Large companies have found ways to address this by creating their own models. Google has Bard, and Microsoft has Copilot. But the same issue also applies to small startups and independent programmers. A startup with a revolutionary or innovative idea could risk disclosing secrets that might be central to its success. Sensitive configuration files may contain passwords or access keys for critical services.

A possible solution to this problem is self-hosting. For the issue being analyzed here, self-hosting can solve the privacy problem and also bring benefits to users. For self-hosted AI, there are several alternatives, including Ollama and TabbyML, platforms that allow users to run LLMs inside their own systems.

TabbyML focuses on code completion and also provides a graphical interface for analyzing metrics generated by a programming team. Ollama handles the download and execution of different predefined LLMs, such as Llama or Mistral, and can also create new ones from models hosted on Hugging Face. Hugging Face, in turn, encourages the development of open source AI that competes with products from OpenAI and other large companies.

Advantages and Disadvantages

The first benefit is that self-hosting solves the problem of protecting data. Everything entered into these models remains on the local system running Ollama or TabbyML. This ensures that code or credentials that might be read by a code analyzer or an AI chat are not placed under the custody of third parties.

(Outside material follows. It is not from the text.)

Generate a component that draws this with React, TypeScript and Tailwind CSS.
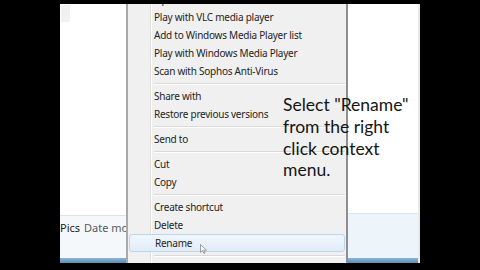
type MenuEntry = { label: string } | { separator: true }

const menuEntries: MenuEntry[] = [
  { label: 'Open with' },
  { label: 'Play with VLC media player' },
  { label: 'Add to Windows Media Player list' },
  { label: 'Play with Windows Media Player' },
  { label: 'Scan with Sophos Anti-Virus' },
  { separator: true },
  { label: 'Share with' },
  { label: 'Restore previous versions' },
  { separator: true },
  { label: 'Send to' },
  { separator: true },
  { label: 'Cut' },
  { label: 'Copy' },
  { separator: true },
  { label: 'Create shortcut' },
  { label: 'Delete' },
  { label: 'Rename' },
  { separator: true },
  { label: 'Properties' },
]

const HIGHLIGHTED = 'Rename'

function MenuItem({ label }: { label: string }) {
  if (label === HIGHLIGHTED) {
    return (
      <div className="mx-px flex h-[18px] items-center rounded-[3px] border border-[#bcd4ee] bg-gradient-to-b from-[#f0f6fd] to-[#e1ecf8] pl-[25px]">
        <span className="whitespace-nowrap">{label}</span>
      </div>
    )
  }
  return (
    <div className="flex h-[18px] items-stretch">
      <div className="w-[23px] shrink-0 border-r border-[#dedede]" />
      <div className="w-px shrink-0 bg-white" />
      <div className="flex items-center whitespace-nowrap pl-[2px]">{label}</div>
    </div>
  )
}

function MenuSeparator() {
  return (
    <div className="flex h-[7px] items-stretch">
      <div className="w-[23px] shrink-0 border-r border-[#dedede]" />
      <div className="w-px shrink-0 bg-white" />
      <div className="flex flex-1 flex-col justify-center pl-[2px] pr-px">
        <div className="h-px bg-[#d9d9d9]" />
        <div className="h-px bg-white" />
      </div>
    </div>
  )
}

function ContextMenu() {
  return (
    <div className="w-[222px] shrink-0 overflow-hidden border-x-2 border-l-[#a9a9a9] border-r-[#8e8e8e] bg-[#f0f0f0] text-[10px] tracking-[-0.25px] text-[#242424] [font-family:'Noto_Sans',sans-serif]">
      <div className="-mt-[14px]">
        {menuEntries.map((entry, i) =>
          'separator' in entry ? <MenuSeparator key={i} /> : <MenuItem key={i} label={entry.label} />,
        )}
      </div>
    </div>
  )
}

function Cursor() {
  return (
    <svg width="7" height="10" viewBox="0 0 7 10" className="absolute left-[140px] top-[240px]">
      <path d="M0.5 0.5 L0.5 8.5 L2.5 6.5 L4 9.5 L5 9 L3.8 6.2 L6.5 6.2 Z" fill="#f4f4f4" stroke="#8a8a8a" strokeWidth="0.8" />
    </svg>
  )
}

export default function App() {
  return (
    <div className="h-[270px] w-[480px] overflow-hidden bg-black pl-[60px] pt-[4px]">
      <div className="relative flex h-[259px] w-[360px] overflow-hidden">
        {/* left explorer pane */}
        <div className="flex w-[66px] shrink-0 flex-col">
          <div className="h-[211px] bg-white pl-px pt-px">
            <div className="h-[17px] w-[9px] bg-[#f1f1f1]" />
          </div>
          <div className="h-px bg-[#dde2e8]" />
          <div className="h-[42px] overflow-hidden whitespace-nowrap bg-[#f4f8fb] pt-[5px] text-[11px] leading-[14px] [font-family:'Noto_Sans',sans-serif]">
            <span className="text-[#1a1a1a]">Pics</span>
            <span className="ml-[4px] text-[#5a5a5a]">Date modified</span>
          </div>
          <div className="h-[5px] bg-gradient-to-b from-[#8db6d6] to-[#5a8db5]" />
        </div>

        <ContextMenu />

        {/* right explorer pane */}
        <div className="flex w-[72px] shrink-0 flex-col border-r-2 border-[#e9e9e9]">
          <div className="h-[209px] bg-white" />
          <div className="h-px bg-[#dde3e9]" />
          <div className="h-[44px] bg-[#eef5fa]" />
          <div className="h-[5px] bg-gradient-to-b from-[#8db6d6] to-[#5a8db5]" />
        </div>

        {/* caption overlay */}
        <p className="absolute left-[223px] top-[90px] text-[17.5px] leading-[21.8px] text-[#151515] [font-family:Lato,sans-serif]">
          Select "Rename"
          <br />
          from the right
          <br />
          click context
          <br />
          menu.
        </p>

        <Cursor />
      </div>
    </div>
  )
}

A second benefit is fine-tuning. Although it is possible to fine-tune ChatGPT, doing so carries an additional cost. With a local system, fine-tuning can be done independently, provided the necessary time and resources are invested. If the fine-tuning is meant to use a private dataset or codebase, this solution is also more appropriate.

Finally, because these models can run locally, the required investment can be lower. If the hardware programmers already use can support the models, then the investment is zero. If a more powerful system is needed, perhaps requiring purchased or rented hardware, then the decision becomes a matter of cost analysis. For an independent programmer this can be a limitation, but commercial hardware has already reached the level required to run these models, especially when considering devices aimed at programmers.

Conclusion

The open source ecosystem, and the ecosystem oriented around data privacy, has always had a place for different use cases. In the context of artificial intelligence and the evolution of hardware, it is becoming increasingly realistic to use these technologies locally and privately. For companies of all kinds, as well as for independent programmers, this possibility already exists and should be considered when developing and evaluating a project.

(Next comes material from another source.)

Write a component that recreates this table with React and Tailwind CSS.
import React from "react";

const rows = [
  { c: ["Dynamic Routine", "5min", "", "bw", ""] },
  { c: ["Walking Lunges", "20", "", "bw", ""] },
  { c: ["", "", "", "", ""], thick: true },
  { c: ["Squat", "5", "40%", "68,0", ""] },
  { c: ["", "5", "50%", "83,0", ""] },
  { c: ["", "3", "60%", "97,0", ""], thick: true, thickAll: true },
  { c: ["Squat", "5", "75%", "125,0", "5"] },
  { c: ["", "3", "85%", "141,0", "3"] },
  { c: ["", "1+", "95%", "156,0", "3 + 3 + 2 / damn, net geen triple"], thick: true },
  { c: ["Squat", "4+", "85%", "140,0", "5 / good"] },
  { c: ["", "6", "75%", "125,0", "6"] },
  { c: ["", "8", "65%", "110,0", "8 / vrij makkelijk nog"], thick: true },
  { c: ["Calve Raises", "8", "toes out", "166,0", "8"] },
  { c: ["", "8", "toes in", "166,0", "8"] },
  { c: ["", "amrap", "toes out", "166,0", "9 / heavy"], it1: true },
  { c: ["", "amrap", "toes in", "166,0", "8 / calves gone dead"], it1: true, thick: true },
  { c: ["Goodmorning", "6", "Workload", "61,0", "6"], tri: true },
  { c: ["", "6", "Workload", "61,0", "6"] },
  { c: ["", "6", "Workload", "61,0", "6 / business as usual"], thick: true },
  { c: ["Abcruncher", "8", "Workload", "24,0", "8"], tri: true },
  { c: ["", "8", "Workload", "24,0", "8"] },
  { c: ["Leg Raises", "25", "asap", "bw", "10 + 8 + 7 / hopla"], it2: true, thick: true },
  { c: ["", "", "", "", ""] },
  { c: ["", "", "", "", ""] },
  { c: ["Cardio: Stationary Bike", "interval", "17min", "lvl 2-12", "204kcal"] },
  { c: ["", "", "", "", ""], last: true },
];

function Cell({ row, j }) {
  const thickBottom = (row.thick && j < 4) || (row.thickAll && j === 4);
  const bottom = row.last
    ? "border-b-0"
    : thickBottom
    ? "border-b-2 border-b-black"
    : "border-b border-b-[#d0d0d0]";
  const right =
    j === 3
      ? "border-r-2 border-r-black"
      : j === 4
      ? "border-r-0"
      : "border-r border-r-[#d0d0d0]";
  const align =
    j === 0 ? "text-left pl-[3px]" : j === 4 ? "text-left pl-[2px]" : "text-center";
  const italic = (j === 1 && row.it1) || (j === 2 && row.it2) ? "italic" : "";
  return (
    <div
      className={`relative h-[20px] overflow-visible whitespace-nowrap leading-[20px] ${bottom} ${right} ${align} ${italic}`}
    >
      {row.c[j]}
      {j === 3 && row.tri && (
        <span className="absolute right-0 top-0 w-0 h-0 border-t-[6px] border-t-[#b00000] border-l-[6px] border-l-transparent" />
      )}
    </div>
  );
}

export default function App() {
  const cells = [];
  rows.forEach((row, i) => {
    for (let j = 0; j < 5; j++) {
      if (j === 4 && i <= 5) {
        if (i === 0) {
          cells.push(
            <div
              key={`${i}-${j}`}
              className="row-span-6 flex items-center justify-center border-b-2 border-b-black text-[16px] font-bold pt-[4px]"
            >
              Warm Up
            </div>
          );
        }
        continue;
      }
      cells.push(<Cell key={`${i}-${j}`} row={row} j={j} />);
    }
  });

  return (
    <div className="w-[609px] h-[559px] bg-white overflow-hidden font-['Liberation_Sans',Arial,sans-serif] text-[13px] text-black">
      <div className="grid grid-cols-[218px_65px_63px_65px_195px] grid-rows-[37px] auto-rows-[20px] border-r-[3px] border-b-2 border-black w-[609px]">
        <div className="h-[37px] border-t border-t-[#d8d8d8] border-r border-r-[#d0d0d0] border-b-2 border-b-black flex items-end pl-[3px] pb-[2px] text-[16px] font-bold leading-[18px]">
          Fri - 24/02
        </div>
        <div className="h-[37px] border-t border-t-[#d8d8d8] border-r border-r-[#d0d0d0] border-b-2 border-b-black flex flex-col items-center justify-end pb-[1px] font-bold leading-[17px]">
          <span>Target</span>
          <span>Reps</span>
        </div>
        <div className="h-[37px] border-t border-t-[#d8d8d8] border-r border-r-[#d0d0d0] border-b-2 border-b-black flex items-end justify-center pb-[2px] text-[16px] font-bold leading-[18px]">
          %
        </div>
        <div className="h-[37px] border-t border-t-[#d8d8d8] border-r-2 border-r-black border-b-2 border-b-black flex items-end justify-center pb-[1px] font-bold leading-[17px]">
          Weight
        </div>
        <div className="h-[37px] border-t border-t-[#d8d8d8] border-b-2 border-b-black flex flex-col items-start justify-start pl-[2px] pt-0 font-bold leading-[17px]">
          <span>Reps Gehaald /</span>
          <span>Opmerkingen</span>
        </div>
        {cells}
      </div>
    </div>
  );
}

That said, this should also be a call to guide the creation of AI-based software toward data privacy. This includes privacy at the enterprise level, but also the privacy of end users who do not necessarily have the knowledge required to understand what happens to the information they provide to large technology companies through their services.

References

  1. Jonathan Gillham, Company AI Policy Examples and Templates - Who Has Banned ChatGPT. originality.ai.
  2. Lewis Maddison, Samsung workers made a major error by using ChatGPT. TechRadar.
  3. OpenAI, New ways to manage your data in ChatGPT. OpenAI.
  4. Ollama.
  5. TabbyML.
  6. Rucy, Self-hosted LLMs: Are they worth it? Medium.
  7. Michiel De Koninck, Should we fine-tune a LLM for this use case? Or consider other techniques? ML6.